To the lover of Flemish paintings Breughel is one of the most characteristic and charming of them all. His art is distinctively Flemish, in subject, treatment and inspiration. Somewhat influenced perhaps by Jerome Bosch, a Brabant painter of the previous century renowned for his weird and eccentric conceptions, Breughel is never conventional. His work is that of a humourist, a satirist who sees the follies of the world but laughs at them. His pictures are admirable in their colouring, execution and the grouping of the figures, and they are especially interesting in their vivid portrayal of the every-day Flemish life of the times in which he lived.

The visitor to Antwerp cannot fail to observe the images of the Virgin placed at the corners of nearly every street in the older quarter of the city. These are said to be due to the Long Wapper, a somewhat humorous but none the less grim and terrifying fiend who was wont, many centuries ago, to play weird pranks upon the good people of Antwerp after nightfall. He used to lie in wait for wayfarers upon deserted by-streets in the uncanny hours between midnight and dawn. Pouncing upon his terrified victims, he would carry them off, sometimes never to return. Now and then he assumed the form of a lost baby, to which, being found by some charitable mother, the breast was given. Presently the good woman discovered to her horror that the foundling was swelling and becoming heavy, and when she put it down the Wapper assumed his own shape and ran off shrieking. At times he peered into church windows and howled and gibbered at the worshippers, and afterwards frightened them terribly as they went homeward, or, stretching his body to an incredible length, he peered into the upper windows of people’s houses. Men feared to speak evil of the Long Wapper, for something terrible was certain to happen to those who did. At last it was found that he would never pass an image of the Virgin, and that is why so many were erected that finally the evil fiend had no more streets left in which to play his mad pranks and left Antwerp for the lonely moors and dunes along the seacoast where he is still said to be seen.

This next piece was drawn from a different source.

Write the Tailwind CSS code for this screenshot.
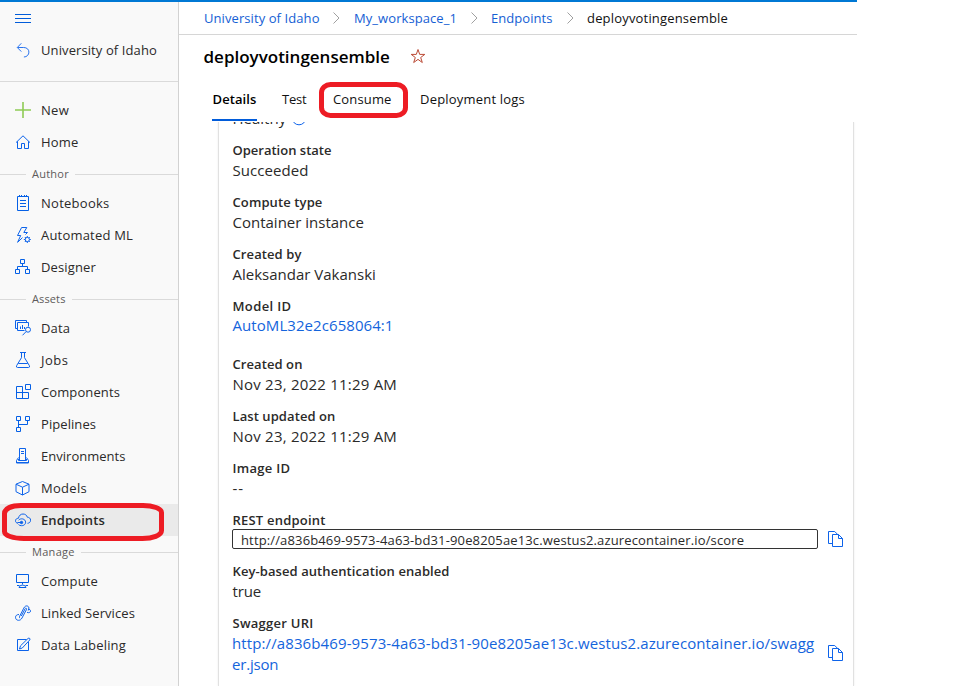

The place most frequented by the Long Wapper was a little stream which came to be called the Wappersrui in consequence, and a bridge across it the Wappersbrucke. Here he often strode out of the water with his long thin legs extending far down into its dark depths like two black stilts. Once he had reached the embankment he shrank instantly to a diminutive size—usually taking the form of a schoolboy. These first appearances were generally between daylight and dark, when the twilight made it difficult to distinguish faces clearly, and he always took the place of some boy who happened to be absent. A favourite game of the boys, who were then returning from school, was called shove-hat. In this game one boy tossed his hat on the ground and the others shoved and kicked it about with their feet while its owner sought to regain it. When it came the turn of the Long Wapper to throw down his hat the first one to give it a kick broke his wooden shoe to pieces and fractured his toes, for the hat proved to be a heavy iron pot. Then the street echoed with a jeering “Ha, ha, ha!” but the Wapper had disappeared.

His pranks upon grown-up people were apt to be far more serious in their consequences than those just described. Often he paused at some tavern door and joined the party seated there in a game of cards, which invariably resulted in a violent quarrel in the course of which one or more of the players was usually killed. On another occasion he appeared in broad daylight selling mussels. Encountering four women sitting outside their door at work he opened a mussel and offered it to one of them. She tasted it, but it turned into dirt in her mouth. Apologising, he opened another, which all could see was a sound, fine mussel, and offered it to another of the women. No sooner was it in her mouth than it turned into a huge spider. The women thereupon set upon him, but he defended himself so rudely that two of them were nearly killed, when he suddenly vanished, leaving only an echo of wild laughter.

In the country to the east of Antwerp there are many quaint legends still told at the peasants’ firesides on stormy winter nights about the Kaboutermannekens who in ancient times frequented that neighbourhood. Near the village of Gelrode there is a small hill on the sides of which are many little caves which were formerly the abode of these fairies, the hill being called the Kabouterberg to this day in consequence. There is a similar hill, called Kaboutermannekensberg, between Turnhout and Casterle. They were also called Red Caps or Klabbers, and were usually clad in red from head to foot, and often had green hands and faces, according to those who were so fortunate as to see them. These little gnomes or elves seem to have resembled their kind as reported in the folk-lore of other northern countries, being the willing and loyal slaves of those who treated them kindly, and the bitter, and sometimes dangerous, enemies of those who misused them.

Still another local sprite—this time a spirit of evil resembling in some respects the Long Wapper—was known as Kludde. This fiend was often met with after dark in many parts of Flanders, and even in Brabant. At times Kludde would appear to the peasants as the dusk of twilight was deepening into the intense darkness of night on the Flemish plains, in the guise of an old, half-starved horse. If a farmer or stable-boy mistook him for one of his own horses and mounted on Kludde he instantly rushed off at an incredible speed until he came to some water into which he pitched his terrified rider headlong. This accomplished to his satisfaction he vanished, crying “Kludde, Kludde!” as he went away, whence came his name.